Deployment and Operationalization
Transition from experimentation to production involves:
- Building reproducible ETL pipelines and tracking model metadata.
- Regularly monitoring performance, feature distributions, and necessary retraining based on established thresholds.
Ethics, Privacy, and Regulation
Ensure compliance with privacy laws such as GDPR and CCPA by documenting your processes and promoting transparency in how segments are defined and utilized.
Resources and Next Steps
- Libraries: Use scikit-learn, pandas, and MLflow for experimentation and tracking.
- Datasets: Explore public datasets on platforms like Kaggle for hands-on practice.

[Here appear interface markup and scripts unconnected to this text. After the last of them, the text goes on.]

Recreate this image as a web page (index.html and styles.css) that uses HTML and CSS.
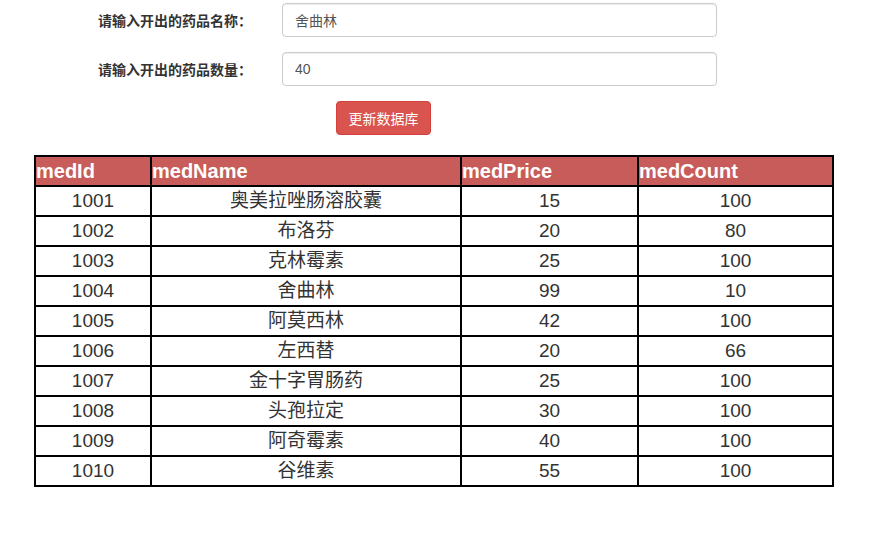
FILE: index.html
```html
<!DOCTYPE html>
<html lang="en">
<head>
    <meta charset="UTF-8">
    <title>药品出库</title>
    <link rel="stylesheet" href="styles.css">
</head>
<body>
    <form class="med-form">
        <div class="form-row">
            <label class="form-label">请输入开出的药品名称：</label>
            <input class="form-input" type="text" value="舍曲林">
        </div>
        <div class="form-row">
            <label class="form-label">请输入开出的药品数量：</label>
            <input class="form-input" type="text" value="40">
        </div>
        <div class="form-actions">
            <button type="button" class="btn-danger">更新数据库</button>
        </div>
    </form>

    <table class="med-table">
        <colgroup>
            <col class="col-id">
            <col class="col-name">
            <col class="col-price">
            <col class="col-count">
        </colgroup>
        <thead>
            <tr>
                <th>medId</th>
                <th>medName</th>
                <th>medPrice</th>
                <th>medCount</th>
            </tr>
        </thead>
        <tbody>
            <tr><td>1001</td><td>奥美拉唑肠溶胶囊</td><td>15</td><td>100</td></tr>
            <tr><td>1002</td><td>布洛芬</td><td>20</td><td>80</td></tr>
            <tr><td>1003</td><td>克林霉素</td><td>25</td><td>100</td></tr>
            <tr><td>1004</td><td>舍曲林</td><td>99</td><td>10</td></tr>
            <tr><td>1005</td><td>阿莫西林</td><td>42</td><td>100</td></tr>
            <tr><td>1006</td><td>左西替</td><td>20</td><td>66</td></tr>
            <tr><td>1007</td><td>金十字胃肠药</td><td>25</td><td>100</td></tr>
            <tr><td>1008</td><td>头孢拉定</td><td>30</td><td>100</td></tr>
            <tr><td>1009</td><td>阿奇霉素</td><td>40</td><td>100</td></tr>
            <tr><td>1010</td><td>谷维素</td><td>55</td><td>100</td></tr>
        </tbody>
    </table>
</body>
</html>
```

FILE: styles.css
```css
body {
    margin: 0;
    font-family: "Liberation Sans", Arial, "Noto Sans CJK SC", sans-serif;
    color: #333;
}
.med-form {
    padding-top: 3px;
}
.form-row {
    display: flex;
    align-items: center;
    margin-bottom: 15px;
}
.form-label {
    width: 252px;
    margin-right: 30px;
    text-align: right;
    font-size: 14px;
    font-weight: bold;
}
.form-input {
    box-sizing: border-box;
    width: 435px;
    height: 34px;
    padding: 6px 12px;
    border: 1px solid #ccc;
    border-radius: 4px;
    box-shadow: inset 0 1px 1px rgba(0, 0, 0, 0.075);
    font-family: "Liberation Sans", Arial, "Noto Sans CJK SC", sans-serif;
    font-size: 14px;
    color: #555;
}
.form-actions {
    padding-left: 336px;
}
.btn-danger {
    box-sizing: border-box;
    width: 95px;
    height: 34px;
    background: #d9534f;
    border: 1px solid #d43f3a;
    border-radius: 4px;
    color: #fff;
    font-family: "Liberation Sans", Arial, "Noto Sans CJK SC", sans-serif;
    font-size: 14px;
    cursor: pointer;
}
.med-table {
    margin: 20px 0 0 34px;
    width: 798px;
    border-collapse: collapse;
    table-layout: fixed;
    border: 2px solid #000;
    font-size: 19px;
}
.col-id { width: 116px; }
.col-name { width: 310px; }
.col-price { width: 177px; }
.col-count { width: 195px; }
.med-table th,
.med-table td {
    border: 2px solid #000;
    padding: 0;
    height: 28px;
    line-height: 28px;
}
.med-table th {
    background: #c75c5a;
    color: #fff;
    text-align: left;
    font-size: 20px;
    font-weight: bold;
}
.med-table td {
    text-align: center;
}
```
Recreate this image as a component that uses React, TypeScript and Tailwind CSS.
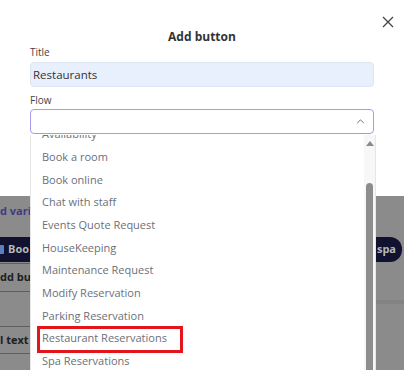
import React from "react";

const flows = [
  "Availability",
  "Book a room",
  "Book online",
  "Chat with staff",
  "Events Quote Request",
  "HouseKeeping",
  "Maintenance Request",
  "Modify Reservation",
  "Parking Reservation",
  "Restaurant Reservations",
  "Spa Reservations",
];

const App = () => {
  return (
    <div className="relative h-[370px] w-[404px] overflow-hidden bg-[#8b8b8b] font-['Open_Sans',sans-serif]">
      {/* modal */}
      <div className="relative h-[196px] bg-white px-[30px] pt-[29px]">
        <button className="absolute right-[10px] top-[16px] text-[#444]">
          <svg viewBox="0 0 12 12" className="h-[12px] w-[12px]" fill="none" stroke="currentColor" strokeWidth="1.3">
            <path d="M1 1l10 10M11 1L1 11" />
          </svg>
        </button>
        <h2 className="text-center text-[12px] font-bold leading-[16px] text-[#333]">Add button</h2>
        <div className="text-[10px] leading-[14px] text-[#444]">Title</div>
        <div className="mt-[3px] flex h-[25px] items-center rounded-[4px] border border-[#dde5f2] bg-[#e8f0fe] px-[2px] text-[11.5px] text-[#333]">
          Restaurants
        </div>
        <div className="mt-[6px] text-[10px] leading-[14px] text-[#444]">Flow</div>
        <div className="mt-[2px] flex h-[25px] items-center justify-end rounded-[4px] border border-[#a898f2] px-[8px]">
          <svg viewBox="0 0 10 6" className="h-[5px] w-[9px]" fill="none" stroke="#666" strokeWidth="1.1">
            <path d="M1 5l4-4 4 4" />
          </svg>
        </div>
      </div>

      {/* dimmed page behind the modal (only the edges peek out) */}
      <div className="flex flex-col">
        <div className="mt-[8px] whitespace-nowrap text-[11px] font-bold leading-[14px] text-[#3f3a86]">d varia</div>
        <div className="mt-[19px] flex h-[25px] w-[402px] items-center justify-between rounded-r-[12px] bg-[#101230] text-[11px] font-bold text-[#b8b8b8]">
          <div className="flex items-center gap-[4px]">
            <span className="h-[9px] w-[4px] rounded-r-[1px] bg-[#5b7fbf]" />
            <span>Boo</span>
          </div>
          <span className="pr-[6px]">spa</span>
        </div>
        <div className="mt-[1px] flex h-[29px] w-[80px] items-center border-y border-[#5f5f5f] text-[11px] font-bold text-[#1e1e1e]">
          <span className="whitespace-nowrap">dd bu</span>
        </div>
        <div className="ml-[376px] mt-[8px] h-[4px] w-[28px] bg-[#838383]" />
        <div className="mt-[22px] flex h-[28px] w-[30px] items-center border-y border-[#5f5f5f] text-[11px] font-bold text-[#1e1e1e]">
          <span className="whitespace-nowrap">l text</span>
        </div>
      </div>

      {/* open dropdown */}
      <div className="absolute bottom-0 left-[30px] top-[135px] flex w-[346px] overflow-hidden border-x border-[#e6e6e6] bg-white">
        <div className="flex-1">
          <div className="-mt-[11.8px]">
            {flows.map((f) => (
              <div key={f} className="relative flex h-[22.7px] items-center pl-[11px] text-[11px] text-[#6b7079]">
                {f}
                {f === "Restaurant Reservations" && (
                  <span className="absolute left-[6px] top-[-1px] h-[27px] w-[146px] border-[3px] border-[#e3161b]" />
                )}
              </div>
            ))}
          </div>
        </div>
        <div className="flex w-[11px] flex-col items-center bg-[#f7f7f7]">
          <svg viewBox="0 0 8 5" className="mt-[6px] h-[5px] w-[8px]">
            <path d="M0 5L4 0l4 5z" fill="#8a8a8a" />
          </svg>
          <div className="mt-[37px] w-[7px] flex-1 rounded-t-full bg-[#8d8d8d]" />
        </div>
      </div>
    </div>
  );
};

export default App;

- Tutorials: Refer to IBM’s customer segmentation walkthrough for practical examples.
Conclusion
Using machine learning for customer segmentation uncovers valuable insights that can drive marketing strategies. For beginners, start by building RFM features, applying K-means clustering, and validating segments through A/B testing. This structured approach will enhance marketing effectiveness and customer engagement.